Video Friday is your weekly selection of awesome robotics videos, collected by your friends at IEEE Spectrum robotics. We also post a weekly calendar of upcoming robotics events for the next few months. Please send us your events for inclusion.

ICRA 2026: 1–5 June 2026, VIENNA

Enjoy today’s videos!

Our robots Lynx M20 help transport harvested crops in mountainous farmland—tackling the rural “last mile” logistics challenge.

[ DEEP Robotics ]

Once again, I would point out that now that we are reaching peak humanoid robots doing humanoid things, we are inevitably about to see humanoid robots doing non-humanoid things.

[ Unitree ]

In a study, a team of researchers from the Max Planck Institute for Intelligent Systems, the University of Michigan, and Cornell University show that groups of magnetic microrobots can generate fluidic forces strong enough to rotate objects in different directions without touching them. These microrobot swarms can turn gear systems, rotate objects much larger than the robots themselves, assemble structures on their own, and even pull in or push away many small objects.

[ Science ] via [ Max Planck Institute ]

Bipedal—or two-legged—autonomous robots can be quite agile. This makes them useful for performing tasks on uneven terrain, such as carrying equipment through outdoor environments or performing maintenance on an ocean-going ship. However, unstable or unpredictable conditions also increase the possibility of a robot wipeout. Until now, there’s been a significant lack of research into how a robot recovers when its direction shifts—for example, a robot losing balance when a truck makes a quick turn. The team aims to fix this research gap.

[ Georgia Tech ]

Robotics is about controlling energy, motion, and uncertainty in the real world.

[ Carnegie Mellon University ]

Delicious dinner cooked by our robot Robody. We’ve asked our investors to speak about why they’re along for the ride.

[ Devanthro ]

Tilt-rotor aerial robots enable omnidirectional maneuvering through thrust vectoring, but introduce significant control challenges due to the strong coupling between joint and rotor dynamics. This work investigates reinforcement learning for omnidirectional aerial motion control on over-actuated tiltable quadrotors that prioritizes robustness and agility.

[ DRAGON Lab ]

At the CMU Robotic Innovation Center’s 75,000-gallon water tank, members of the TartanAUV student group worked to further develop their autonomous underwater vehicle (AUV) called Osprey.
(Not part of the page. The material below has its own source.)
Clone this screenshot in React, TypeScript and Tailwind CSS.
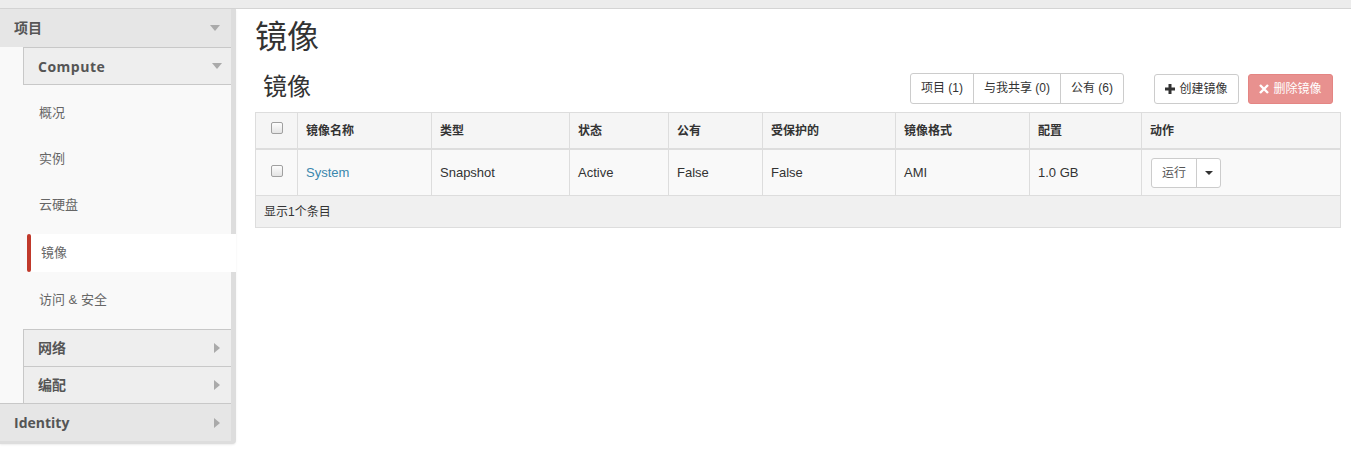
import React from "react";

const font = { fontFamily: '"Liberation Sans", "Noto Sans CJK SC", sans-serif' };

function CaretDown() {
  return (
    <svg width="10" height="6" viewBox="0 0 10 6" className="block">
      <path d="M0 0 L10 0 L5 6 Z" fill="#aaa" />
    </svg>
  );
}
function CaretRight() {
  return (
    <svg width="6" height="10" viewBox="0 0 6 10" className="block">
      <path d="M0 0 L6 5 L0 10 Z" fill="#aaa" />
    </svg>
  );
}

function Checkbox() {
  return (
    <span className="inline-block w-[12px] h-[12px] rounded-[2px] border border-[#a0a0a0] bg-gradient-to-b from-[#fdfdfd] to-[#e4e4e4]" />
  );
}

const cols = "grid grid-cols-[41px_134px_138px_99px_94px_133px_134px_112px_201px]";

export default function App() {
  const items = ["概况", "实例", "云硬盘"];
  return (
    <div className="w-[1351px] h-[452px] bg-white overflow-hidden" style={font}>
      <div className="h-[9px] bg-[#ececec] border-b border-[#d4d4d4]" />
      <div className="flex">
        {/* Sidebar */}
        <div className="w-[236px] shrink-0 flex flex-col">
          <div className="w-[236px] bg-[#dddddd] rounded-br-[4px] pb-[3px] shadow-[0_1px_2px_rgba(0,0,0,0.08)]">
            <div className="w-[231px] h-[38px] bg-[#e6e6e6] flex items-center justify-between pl-[14px] pr-[11px]">
              <span className="text-[14px] font-bold text-[#555]">项目</span>
              <CaretDown />
            </div>
            <div className="w-[231px] bg-[#f9f9f9] pl-[23px]">
              <div className="h-[38px] bg-[#eeeeee] border border-r-0 border-[#c8c8c8] flex items-center justify-between pl-[14px] pr-[9px]">
                <span className="text-[14px] font-bold text-[#555] tracking-[0.5px]" style={{ fontFamily: '"Open Sans", sans-serif' }}>Compute</span>
                <CaretDown />
              </div>
            </div>
            <div className="w-[231px] h-[5px] bg-[#f9f9f9]" />
            {items.map((t) => (
              <div key={t} className="w-[231px] h-[46px] bg-[#f9f9f9] flex items-center pl-[39px] text-[13px] text-[#666]">
                {t}
              </div>
            ))}
            <div className="w-[231px] bg-[#f9f9f9] pl-[27px] pt-[6px]">
              <div className="w-[209px] h-[38px] bg-white flex items-center relative">
                <div className="w-[4px] h-[38px] bg-[#c0392b] rounded-[2px]" />
                <span className="pl-[10px] text-[13px] text-[#666]">镜像</span>
              </div>
            </div>
            <div className="w-[231px] h-[57px] bg-[#f9f9f9] flex items-center pl-[39px] text-[13px] text-[#666] pb-[1px]">
              访问 &amp; 安全
            </div>
            <div className="w-[231px] bg-[#f9f9f9] pl-[23px]">
              <div className="h-[37px] bg-[#eeeeee] border-t border-l border-[#c8c8c8] flex items-center justify-between pl-[14px] pr-[11px]">
                <span className="text-[14px] font-bold text-[#555]">网络</span>
                <CaretRight />
              </div>
              <div className="h-[37px] bg-[#eeeeee] border-t border-l border-[#c8c8c8] flex items-center justify-between pl-[14px] pr-[11px]">
                <span className="text-[14px] font-bold text-[#555]">编配</span>
                <CaretRight />
              </div>
            </div>
            <div className="w-[231px] h-[38px] bg-[#e6e6e6] border-t border-[#c8c8c8] flex items-center justify-between pl-[14px] pr-[11px]">
              <span className="text-[14px] font-bold text-[#555]" style={{ fontFamily: '"Open Sans", sans-serif' }}>Identity</span>
              <CaretRight />
            </div>
          </div>
        </div>

        {/* Main */}
        <div className="flex-1 pl-[19px] pr-[10px]">
          <h1 className="text-[32px] leading-[40px] text-[#333] mt-[8px]">镜像</h1>
          <div className="flex items-center mt-[16px] h-[30px]">
            <h2 className="text-[24px] leading-[30px] text-[#333] ml-[8px] -mt-[2px]">镜像</h2>
            <div className="ml-auto mr-[8px] flex text-[12px] text-[#333]">
              <div className="flex h-[31px] border border-[#ccc] rounded-[3px]">
                <span className="px-[10px] flex items-center">项目 (1)</span>
                <span className="px-[10px] flex items-center border-l border-[#ccc]">与我共享 (0)</span>
                <span className="px-[10px] flex items-center border-l border-[#ccc]">公有 (6)</span>
              </div>
              <div className="ml-[30px] h-[30px] mt-[1px] w-[85px] border border-[#ccc] rounded-[3px] flex items-center justify-center gap-[4px]">
                <svg width="10" height="10" viewBox="0 0 10 10"><path d="M3.5 0h3v3.5H10v3H6.5V10h-3V6.5H0v-3h3.5z" fill="#333" /></svg>
                创建镜像
              </div>
              <div className="ml-[9px] h-[30px] mt-[1px] w-[85px] rounded-[3px] bg-[#e8918f] border border-[#e48583] text-white flex items-center justify-center gap-[4px]">
                <svg width="10" height="10" viewBox="0 0 10 10"><path d="M1 1 L9 9 M9 1 L1 9" stroke="#fff" strokeWidth="2.4" /></svg>
                删除镜像
              </div>
            </div>
          </div>

          <div className="mt-[9px] w-[1086px] border border-[#ddd] text-[12px] text-[#333]">
            <div className={`${cols} h-[37px] bg-[#f5f5f5] border-b-2 border-[#ddd] font-bold`}>
              <div className="flex items-start justify-center pt-[9px]"><Checkbox /></div>
              {["镜像名称", "类型", "状态", "公有", "受保护的", "镜像格式", "配置", "动作"].map((h) => (
                <div key={h} className="border-l border-[#ddd] flex items-center pl-[8px]">{h}</div>
              ))}
            </div>
            <div className={`${cols} h-[46px] bg-[#f9f9f9] border-b border-[#ddd]`}>
              <div className="flex items-start justify-center pt-[15px]"><Checkbox /></div>
              <div className="border-l border-[#ddd] flex items-center pl-[8px] text-[#3a87ad] text-[13px]">System</div>
              {["Snapshot", "Active", "False", "False", "AMI", "1.0 GB"].map((c, i) => (
                <div key={i} className="border-l border-[#ddd] flex items-center pl-[8px] text-[13px]">{c}</div>
              ))}
              <div className="border-l border-[#ddd] flex items-center pl-[9px]">
                <div className="flex h-[30px] border border-[#ccc] rounded-[3px] bg-white">
                  <span className="px-[10px] flex items-center text-[12px] text-[#555]">运行</span>
                  <span className="w-[24px] border-l border-[#ccc] flex items-center justify-center">
                    <svg width="8" height="4" viewBox="0 0 8 4"><path d="M0 0h8L4 4z" fill="#333" /></svg>
                  </span>
                </div>
              </div>
            </div>
            <div className="h-[31px] bg-[#f0f0f0] flex items-center pl-[8px] text-[12px]">显示1个条目</div>
          </div>
        </div>
      </div>
    </div>
  );
}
The team, which takes part in the annual RoboSub competition sponsored by the U.S. Office of Naval Research, is comprised primarily of undergraduate engineering and robotics students.

[ Carnegie Mellon University ]

Sure seems like the only person who would want a robot dog is a person who does not in fact want a dog.

Compact size, industrial capability. Maximum torque of 90N·m, over 4 hours of no-load runtime, IP54 rainproof design. With a 15 kg payload, range exceeds 13 km. Open secondary development, empowering industry applications.

[ Unitree ]

If your robot video includes tasty baked goods it WILL be included in Video Friday.

[ QB Robotics ]

Astorino is a 6-axis educational robot created for practical and affordable teaching of robotics in schools and beyond. It has been created with 3D printing, so it allows for experimentation and the possible addition of parts. With its design and programming, it replicates the actions of industrial robots giving students the necessary skills for future work.

[ Astorino by Kawasaki ]

We need more autonomous driving datasets that accurately reflect how sucky driving can be a lot of the time.

[ ASRL ]

This Carnegie Mellon University Robotics Institute Seminar is by CMU’s own Victoria Webster-Wood, on “Robots as Models for Biology and Biology and Materials for Robots.”

In the last century, it was common to envision robots as shining metal structures with rigid and halting motion. This imagery is in contrast to the fluid and organic motion of living organisms that inhabit our natural world. The adaptability, complex control, and advanced learning capabilities observed in animals are not yet fully understood, and therefore have not been fully captured by current robotic systems. Furthermore, many of the mechanical properties and control capabilities seen in animals have yet to be achieved in robotic platforms. In this talk, I will share an interdisciplinary research vision for robots as models for neuroscience and biology as materials for robots.

[ CMU RI ]